Portrait of a Naval officer c.1770

Oil on canvas; held in a 19th century period frame

Provenance: A Manor House, Somerset, England.

This fascinating portrait of a young Royal naval officer unusually depicts him wearing his tricorn hat, a good indication of period as after 1775 this was phased out in preference of a bicorn. He is also wearing lace cuffs and his scarf is similar, which by the 1780s was gradually replaced with simpler cotton and silk without too much embellishment.
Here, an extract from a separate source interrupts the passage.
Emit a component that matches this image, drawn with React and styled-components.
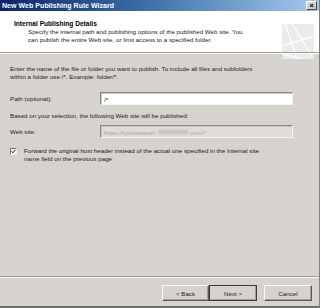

Prior to the 1740s, Royal Navy officers and sailors had no established uniforms, although many of the officer class typically wore gentleman’s clothing with wigs to denote their social status. The early Royal Navy also had only three clearly established shipboard ranks: Captain, Lieutenant and Master. This simplicity of rank had its origins as far back as the Middle Ages. Uniform regulations for naval officers were first issued by Lord Anson in 1748, and was in response to officers wishing for an established uniform pertaining to their service. Officer uniforms were at first divided into a "best uniform", consisting of an embroidered blue coat with white facings worn unbuttoned with white breeches and stockings, as well as a "working rig" which was a simpler, less embroidered uniform for day-to-day use.

In 1767 the terms "dress" and "undress" uniform had been adopted and by 1795, epaulettes were officially introduced. The epaulette style uniforms and insignia endured with modification until a final version introduced in 1846. In 1856 Royal Navy officer insignia shifted to the use of rank sleeve stripes – a pattern which has endured to the present day.